Records with interface code:
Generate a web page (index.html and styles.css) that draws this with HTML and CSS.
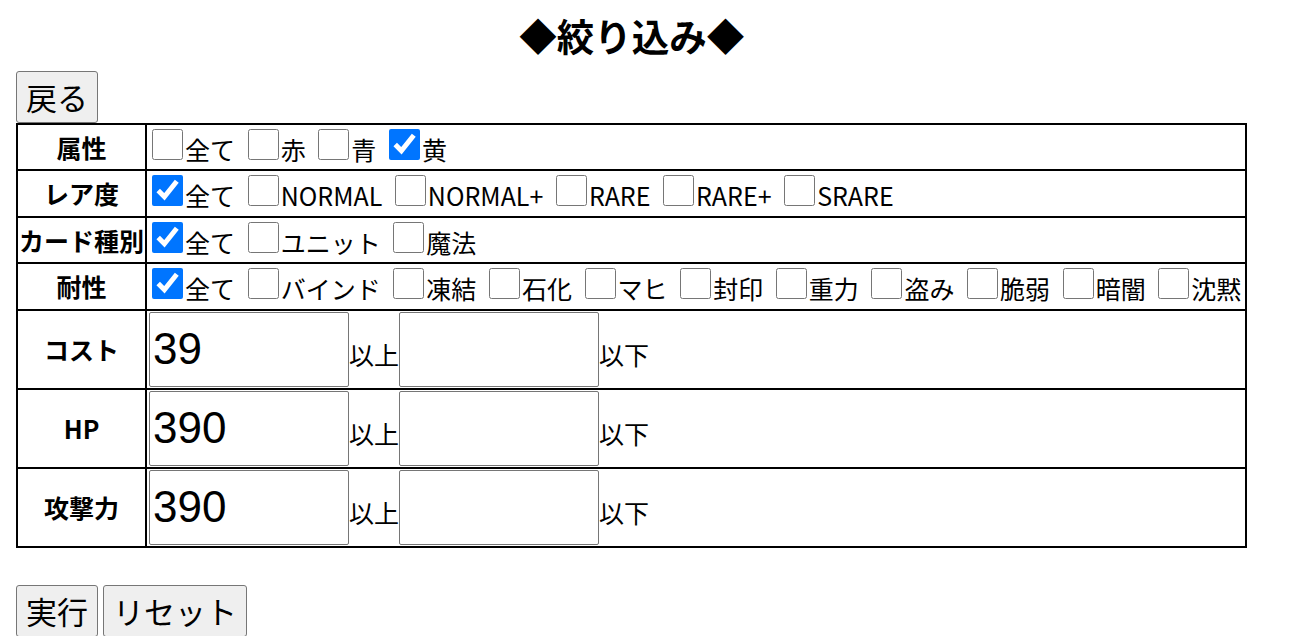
FILE: index.html
```html
<!DOCTYPE html>
<html lang="ja">
<head>
    <meta charset="UTF-8">
    <meta name="viewport" content="width=device-width, initial-scale=1.0">
    <title>絞り込み</title>
    <link rel="stylesheet" href="styles.css">
</head>
<body>

<div class="panel">
    <h1 class="title">◆絞り込み◆</h1>

    <div class="actions">
        <button class="btn" type="button">戻る</button>
    </div>

    <form class="search">
        <table class="filter">
            <tr class="check">
                <th>属性</th>
                <td>
                    <label><input type="checkbox">全て</label>
                    <label><input type="checkbox">赤</label>
                    <label><input type="checkbox">青</label>
                    <label><input type="checkbox" checked>黄</label>
                </td>
            </tr>
            <tr class="check">
                <th>レア度</th>
                <td>
                    <label><input type="checkbox" checked>全て</label>
                    <label><input type="checkbox">NORMAL</label>
                    <label><input type="checkbox">NORMAL+</label>
                    <label><input type="checkbox">RARE</label>
                    <label><input type="checkbox">RARE+</label>
                    <label><input type="checkbox">SRARE</label>
                </td>
            </tr>
            <tr class="check">
                <th>カード種別</th>
                <td>
                    <label><input type="checkbox" checked>全て</label>
                    <label><input type="checkbox">ユニット</label>
                    <label><input type="checkbox">魔法</label>
                </td>
            </tr>
            <tr class="check">
                <th>耐性</th>
                <td>
                    <label><input type="checkbox" checked>全て</label>
                    <label><input type="checkbox">バインド</label>
                    <label><input type="checkbox">凍結</label>
                    <label><input type="checkbox">石化</label>
                    <label><input type="checkbox">マヒ</label>
                    <label><input type="checkbox">封印</label>
                    <label><input type="checkbox">重力</label>
                    <label><input type="checkbox">盗み</label>
                    <label><input type="checkbox">脆弱</label>
                    <label><input type="checkbox">暗闇</label>
                    <label><input type="checkbox">沈黙</label>
                </td>
            </tr>
            <tr class="range">
                <th>コスト</th>
                <td><input class="num" type="text" value="39">以上<input class="num" type="text">以下</td>
            </tr>
            <tr class="range">
                <th>HP</th>
                <td><input class="num" type="text" value="390">以上<input class="num" type="text">以下</td>
            </tr>
            <tr class="range">
                <th>攻撃力</th>
                <td><input class="num" type="text" value="390">以上<input class="num" type="text">以下</td>
            </tr>
        </table>

        <div class="actions bottom">
            <button class="btn" type="submit">実行</button>
            <button class="btn" type="reset">リセット</button>
        </div>
    </form>
</div>

</body>
</html>
```

FILE: styles.css
```css
/* ページ全体 */
body {
    margin: 0 16px;
    font-family: "Noto Sans CJK JP", "Noto Sans", sans-serif;
    color: #000;
    background: #fff;
}
.panel {
    width: fit-content;
}
.title {
    margin: 7px 0 8.7px;
    font-size: 37.5px;
    font-weight: bold;
    text-align: center;
}

/* ボタン */
.actions {
    display: flex;
    gap: 5px;
}
.actions.bottom {
    margin-top: 37px;
}
.btn {
    font-family: "Noto Sans CJK JP", sans-serif;
    font-size: 31px;
    line-height: 44px;
    padding: 3px 9px;
    background: #efefef;
    color: #000;
    border: 1px solid #767676;
    border-radius: 3px;
}

/* 絞り込みテーブル */
.filter {
    border-collapse: collapse;
    font-size: 25px;
}
.filter th, .filter td {
    border: 2px solid #000;
    padding: 1px;
    white-space: nowrap;
}
.filter th {
    font-weight: bold;
    text-align: center;
}
.filter td {
    text-align: left;
}
.check td {
    height: 42.5px;
}
.filter label {
    margin-right: 3px;
}
.filter input[type="checkbox"] {
    width: 31px;
    height: 31px;
    margin: 2px 2px 2px 4px;
}

/* 数値入力 */
.range td {
    padding-left: 2px;
}
.num {
    box-sizing: border-box;
    width: 200px;
    height: 75px;
    margin: 0;
    padding: 1px 3px;
    font-family: "Liberation Sans", Arial, sans-serif;
    font-size: 44px;
    border: 1px solid #767676;
    border-radius: 2px;
}
```
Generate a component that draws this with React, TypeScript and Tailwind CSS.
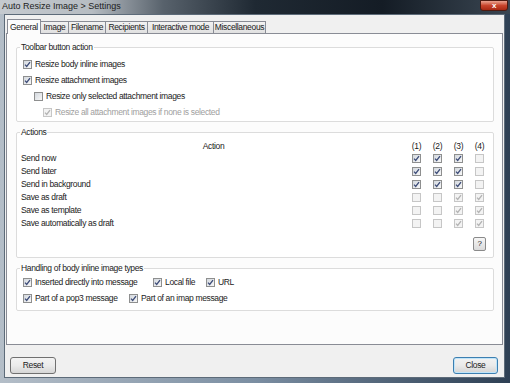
import React from "react";

function Box({ on, off }: { on?: boolean; off?: boolean }) {
  return (
    <span
      className={`inline-flex w-[9px] h-[9px] shrink-0 items-center justify-center border ${
        off
          ? "border-[#c6c6c6] bg-[#f3f3f3]"
          : "border-[#8e8f8f] bg-gradient-to-br from-[#d3d8de] to-[#f8f8f8]"
      }`}
    >
      {on && (
        <svg width="7" height="7" viewBox="0 0 7 7">
          <path
            d="M1 3.6 L2.7 5.4 L6 1.2"
            stroke={off ? "#b3b3b3" : "#3d4c78"}
            strokeWidth="1.3"
            fill="none"
          />
        </svg>
      )}
    </span>
  );
}

function Group({ title, className, children }: { title: string; className?: string; children: React.ReactNode }) {
  return (
    <fieldset className={`ml-[9px] mr-[8px] border border-[#dcdcdc] rounded-[2px] bg-white ${className ?? ""}`}>
      <legend className="ml-[3px] px-[1px] leading-[10px] text-[#222]">{title}</legend>
      {children}
    </fieldset>
  );
}

const tabs = [
  { label: "General", w: "w-[34px]" },
  { label: "Image", w: "w-[28px]" },
  { label: "Filename", w: "w-[37px]" },
  { label: "Recipients", w: "w-[42px]" },
  { label: "Interactive mode", w: "w-[66px]" },
  { label: "Miscellaneous", w: "w-[52px]" },
];

const actions = [
  { label: "Send now", cols: [1, 1, 1, 0], off: false },
  { label: "Send later", cols: [1, 1, 1, 0], off: false },
  { label: "Send in background", cols: [1, 1, 1, 0], off: false },
  { label: "Save as draft", cols: [0, 0, 1, 1], off: true },
  { label: "Save as template", cols: [0, 0, 1, 1], off: true },
  { label: "Save automatically as draft", cols: [0, 0, 1, 1], off: true },
];

export default function App() {
  return (
    <div className="w-[510px] h-[383px] overflow-hidden flex flex-col whitespace-nowrap bg-gradient-to-r from-[#b4bec8] via-[#7b8ea2] to-[#2e4054] font-['Liberation_Sans',Arial,sans-serif] text-[8.5px] tracking-[-0.35px] text-[#1b1b1b]">
      {/* Title bar */}
      <div className="h-[14px] flex items-start bg-[linear-gradient(90deg,#c5cacf_0%,#b6bcc2_18%,#58626c_32%,#1f2933_50%,#141c25_75%,#3a4652_100%)]">
        <span className="ml-[2px] mt-[1px] text-[9px] tracking-normal leading-[11px] text-[#1d1d1d]">
          Auto Resize Image &gt; Settings
        </span>
        <div className="ml-auto mr-[2px] w-[28px] h-[11px] rounded-b-[3px] border border-[#4d1a10] bg-gradient-to-b from-[#e9a290] via-[#c8442c] to-[#a82812] flex items-center justify-center text-white text-[8px] leading-none font-bold">
          x
        </div>
      </div>

      {/* Client area */}
      <div className="ml-[4px] mr-[5px] h-[364px] bg-[#f0f0f0] border border-[#5d6b79] flex flex-col">
        {/* Tabs */}
        <div className="pt-[4px] pl-[2px] h-[18px] flex items-end">
          {tabs.map((t, i) =>
            i === 0 ? (
              <div
                key={t.label}
                className={`${t.w} h-[15px] -mb-[1px] relative z-10 border border-b-0 border-[#898c95] bg-[#fcfcfc] flex items-center justify-center leading-none`}
              >
                {t.label}
              </div>
            ) : (
              <div
                key={t.label}
                className={`${t.w} h-[12px] border-t border-r border-[#898c95] bg-gradient-to-b from-[#f2f2f2] to-[#e0e0e0] flex items-center justify-center leading-none`}
              >
                {t.label}
              </div>
            )
          )}
        </div>

        {/* Panel */}
        <div className="ml-[1px] w-[497px] h-[312px] border border-[#898c95] bg-[#fcfcfc] pt-[8px] flex flex-col">
          <Group title="Toolbar button action" className="pb-[1px]">
            <div className="pt-[4px]">
              <div className="h-[16px] pl-[6px] flex items-center gap-[3px]">
                <Box on />
                <span>Resize body inline images</span>
              </div>
              <div className="h-[16px] pl-[6px] flex items-center gap-[3px]">
                <Box on />
                <span>Resize attachment images</span>
              </div>
              <div className="h-[16px] pl-[17px] flex items-center gap-[3px]">
                <Box />
                <span>Resize only selected attachment images</span>
              </div>
              <div className="h-[16px] pl-[26px] flex items-center gap-[3px]">
                <Box on off />
                <span className="text-[#a0a0a0]">Resize all attachment images if none is selected</span>
              </div>
            </div>
          </Group>

          <Group title="Actions" className="mt-[5px] pb-[6px]">
            <div className="pt-[3px] pl-[4px] pr-[3px]">
              <div className="h-[12px] flex items-center">
                <span className="flex-1 text-center">Action</span>
                {["(1)", "(2)", "(3)", "(4)"].map((h) => (
                  <span key={h} className="w-[21px] text-center">
                    {h}
                  </span>
                ))}
              </div>
              {actions.map((a) => (
                <div key={a.label} className="h-[13px] flex items-center">
                  <span className="flex-1">{a.label}</span>
                  {a.cols.map((c, j) => (
                    <span key={j} className="w-[21px] flex justify-center">
                      <Box on={c === 1} off={a.off || j === 3} />
                    </span>
                  ))}
                </div>
              ))}
              <div className="mt-[7px] flex justify-end">
                <button className="mr-[4px] w-[13px] h-[14px] rounded-[2px] border border-[#8a8a8a] bg-gradient-to-b from-[#f6f6f6] to-[#dadada] flex items-center justify-center leading-none text-[8px]">
                  ?
                </button>
              </div>
            </div>
          </Group>

          <Group title="Handling of body inline image types" className="mt-[5px] pb-[4px]">
            <div className="pt-[1px] pl-[6px]">
              <div className="h-[16px] flex items-center">
                <div className="w-[130px] flex items-center gap-[3px]">
                  <Box on />
                  <span>Inserted directly into message</span>
                </div>
                <div className="w-[53px] flex items-center gap-[3px]">
                  <Box on />
                  <span>Local file</span>
                </div>
                <div className="flex items-center gap-[3px]">
                  <Box on />
                  <span>URL</span>
                </div>
              </div>
              <div className="h-[16px] flex items-center">
                <div className="w-[106px] flex items-center gap-[3px]">
                  <Box on />
                  <span>Part of a pop3 message</span>
                </div>
                <div className="flex items-center gap-[3px]">
                  <Box on />
                  <span>Part of an imap message</span>
                </div>
              </div>
            </div>
          </Group>
        </div>

        {/* Bottom buttons */}
        <div className="mt-[12px] flex">
          <button className="ml-[5px] w-[46px] h-[17px] rounded-[3px] border border-[#707070] bg-gradient-to-b from-[#f3f3f3] via-[#ebebeb] to-[#d6d6d6] leading-none">
            Reset
          </button>
          <button className="ml-auto mr-[6px] w-[45px] h-[17px] rounded-[3px] border border-[#3c7fb1] shadow-[inset_0_0_0_1px_#bfe4f9] bg-gradient-to-b from-[#f2f2f2] via-[#eaeaea] to-[#d4d4d4] leading-none">
            Close
          </button>
        </div>
      </div>
    </div>
  );
}
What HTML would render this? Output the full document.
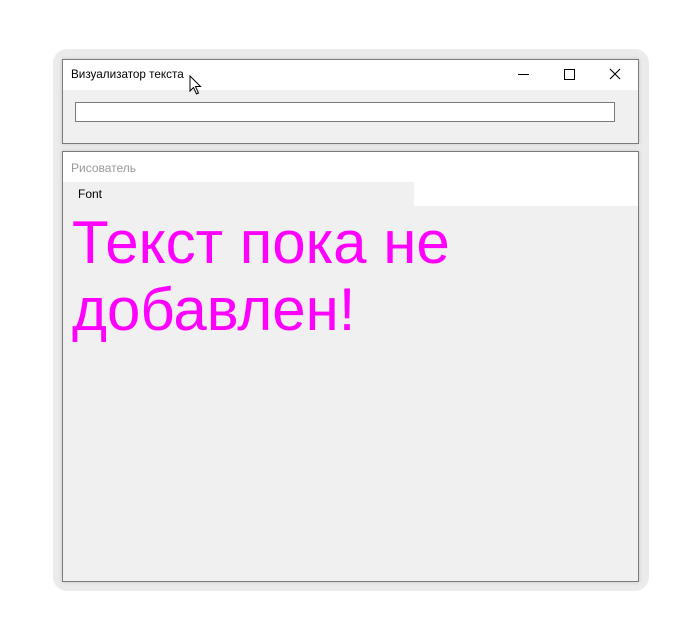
<!DOCTYPE html>
<html><head><meta charset="utf-8"><style>
body{margin:0;width:700px;height:640px;background:#fff;position:relative;overflow:hidden;font-family:"Liberation Sans","DejaVu Sans",sans-serif}
.halo{position:absolute;left:53px;top:49px;width:596px;height:542px;background:#ebebeb;border-radius:14px}
.w{position:absolute;left:62px;width:575px;border:1px solid #7a7a7a;background:#f0f0f0;box-shadow:0 0 4px rgba(0,0,0,.15)}
.t1{position:absolute;left:0;top:0;width:575px;height:30px;background:#fff}
.abs{position:absolute}
</style></head><body>
<div class="halo"></div>
<div class="w" style="top:59px;height:83px">
  <div class="t1"></div>
  <div class="abs" style="left:8px;top:8px;font-size:11.7px;color:#000">Визуализатор текста</div>
  <div class="abs" style="left:455px;top:14px;width:11px;height:1px;background:#000"></div>
  <div class="abs" style="left:501px;top:9px;width:9px;height:9px;border:1px solid #000"></div>
  <svg class="abs" style="left:546px;top:8px" width="12" height="12"><path d="M1 1L11 11M11 1L1 11" stroke="#000" stroke-width="1.1"/></svg>
  <div class="abs" style="left:12px;top:42px;width:538px;height:18px;border:1px solid #7a7a7a;background:#fff"></div>
</div>
<svg class="abs" style="left:189px;top:75px" width="16" height="22"><path d="M1 1L1 16L4.5 12.5L7.5 19L9.5 18L6.5 11.5L11.5 11.5Z" fill="#fff" stroke="#000" stroke-width="1"/></svg>
<div class="w" style="top:151px;height:429px">
  <div class="abs" style="left:0;top:0;width:575px;height:54px;background:#fff"></div>
  <div class="abs" style="left:8px;top:9px;font-size:12px;color:#999">Рисователь</div>
  <div class="abs" style="left:0;top:30px;width:351px;height:24px;background:#f0f0f0"></div>
  <div class="abs" style="left:15px;top:35px;font-size:12px;color:#000">Font</div>
  <div class="abs" style="left:9px;top:57px;font-size:60px;line-height:67px;color:#f0f">Текст пока не<br>добавлен!</div>
</div>
</body></html>
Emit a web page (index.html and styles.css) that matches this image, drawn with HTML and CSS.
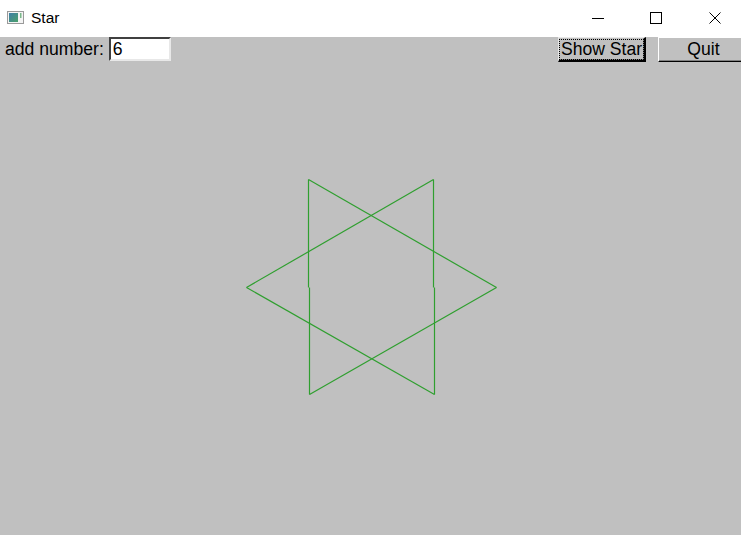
FILE: index.html
```html
<!DOCTYPE html>
<html>
<head>
<meta charset="utf-8">
<link rel="stylesheet" href="styles.css">
</head>
<body>
<div class="window">
  <div class="titlebar">
    <svg class="app-icon" width="17" height="13" viewBox="0 0 17 13">
      <rect x="0.5" y="0.5" width="16" height="12" fill="#f4f4f4" stroke="#9a9a9a"/>
      <defs>
        <linearGradient id="g" x1="0" y1="0" x2="1" y2="1">
          <stop offset="0" stop-color="#3f7fa8"/>
          <stop offset="1" stop-color="#4aa06a"/>
        </linearGradient>
      </defs>
      <rect x="2" y="2" width="9" height="9" fill="url(#g)"/>
      <rect x="13" y="2" width="1.5" height="5" fill="#7ab88a"/>
    </svg>
    <span class="title">Star</span>
    <div class="controls">
      <span class="ctl"><svg width="12" height="12" viewBox="0 0 12 12"><line x1="0" y1="6.5" x2="12" y2="6.5" stroke="#000" stroke-width="1"/></svg></span>
      <span class="ctl"><svg width="12" height="12" viewBox="0 0 12 12"><rect x="0.5" y="0.5" width="11" height="11" fill="none" stroke="#000" stroke-width="1"/></svg></span>
      <span class="ctl"><svg width="12" height="12" viewBox="0 0 12 12"><path d="M0.5 0.5 L11.5 11.5 M11.5 0.5 L0.5 11.5" stroke="#000" stroke-width="1"/></svg></span>
    </div>
  </div>
  <div class="client">
    <div class="toolbar">
      <label class="label">add number:</label>
      <div class="entry">6</div>
      <div class="buttons">
        <div class="btn default"><span class="focus">Show Star</span></div>
        <div class="btn quit">Quit</div>
      </div>
    </div>
    <svg class="canvas" width="741" height="473" viewBox="0 0 741 473">
      <g stroke="#2f9f2f" stroke-width="1.2" fill="none">
        <line x1="308.5" y1="117.5" x2="496.5" y2="225.5"/>
        <line x1="496.5" y1="225.5" x2="309.5" y2="332.5"/>
        <line x1="246.5" y1="225.5" x2="433.5" y2="117.5"/>
        <line x1="246.5" y1="225.5" x2="434.5" y2="332.5"/>
        <line x1="308.5" y1="117.5" x2="308.5" y2="225.5"/>
        <line x1="309.5" y1="225.5" x2="309.5" y2="332.5"/>
        <line x1="433.5" y1="117.5" x2="433.5" y2="225.5"/>
        <line x1="434.5" y1="225.5" x2="434.5" y2="332.5"/>
      </g>
    </svg>
  </div>
</div>
</body>
</html>
```

FILE: styles.css
```css
html, body {
  margin: 0;
  padding: 0;
  overflow: hidden;
  background: #c0c0c0;
}
.window {
  width: 741px;
  height: 535px;
  display: flex;
  flex-direction: column;
  overflow: hidden;
}
.titlebar {
  height: 37px;
  flex: none;
  background: #ffffff;
  display: flex;
  align-items: center;
  font-family: "Liberation Sans", Arial, sans-serif;
  font-size: 15.5px;
  color: #000;
}
.app-icon {
  margin-left: 7px;
  margin-top: -3px;
}
.title {
  margin-left: 7px;
  margin-top: -2px;
}
.controls {
  margin-left: auto;
  margin-right: -3px;
  display: flex;
  height: 100%;
}
.ctl {
  width: 58.5px;
  display: flex;
  align-items: center;
  justify-content: center;
  margin-top: -2px;
}
.client {
  flex: 1;
  background: #c0c0c0;
  display: flex;
  flex-direction: column;
}
.toolbar {
  height: 25px;
  display: flex;
  align-items: center;
  font-family: "Liberation Sans", Arial, sans-serif;
  font-size: 17.6px;
  color: #000;
}
.label {
  margin-left: 5px;
  margin-right: 5px;
}
.entry {
  height: 20px;
  margin-top: -1px;
  background: #fff;
  border-top: 2px solid #404040;
  border-left: 2px solid #404040;
  border-right: 2px solid #e8e8e8;
  border-bottom: 2px solid #e8e8e8;
  box-sizing: content-box;
  padding-left: 2px;
  line-height: 20px;
  width: 56px;
}
.buttons {
  margin-left: auto;
  display: flex;
  gap: 12px;
  margin-right: -7px;
  height: 25px;
}
.btn {
  box-sizing: border-box;
  height: 25px;
  display: flex;
  align-items: center;
  justify-content: center;
  background: #c0c0c0;
  border-top: 1px solid #ffffff;
  border-left: 1px solid #ffffff;
  border-right: 1px solid #000000;
  border-bottom: 1px solid #000000;
  box-shadow: inset -1px -1px 0 #808080;
}
.btn.default {
  width: 88px;
  border-right: 2px solid #000;
  border-bottom: 2px solid #000;
  border-top: 1px solid #e8e8e8;
  border-left: 1px solid #e8e8e8;
}
.focus {
  outline: 1px dotted #000;
  outline-offset: 0px;
  padding: 0 1px;
  line-height: 19px;
}
.btn.quit {
  width: 90px;
  border-right: none;
}
.canvas {
  display: block;
}
```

### JOB
The lines to print start at the line containing "Generate a component" and end at the line containing "import React from"; print them exactly, both ends included, and leave out every picture.

### THE SOLUTION
Generate a component that draws this with React, TypeScript and Tailwind CSS.
import React from "react";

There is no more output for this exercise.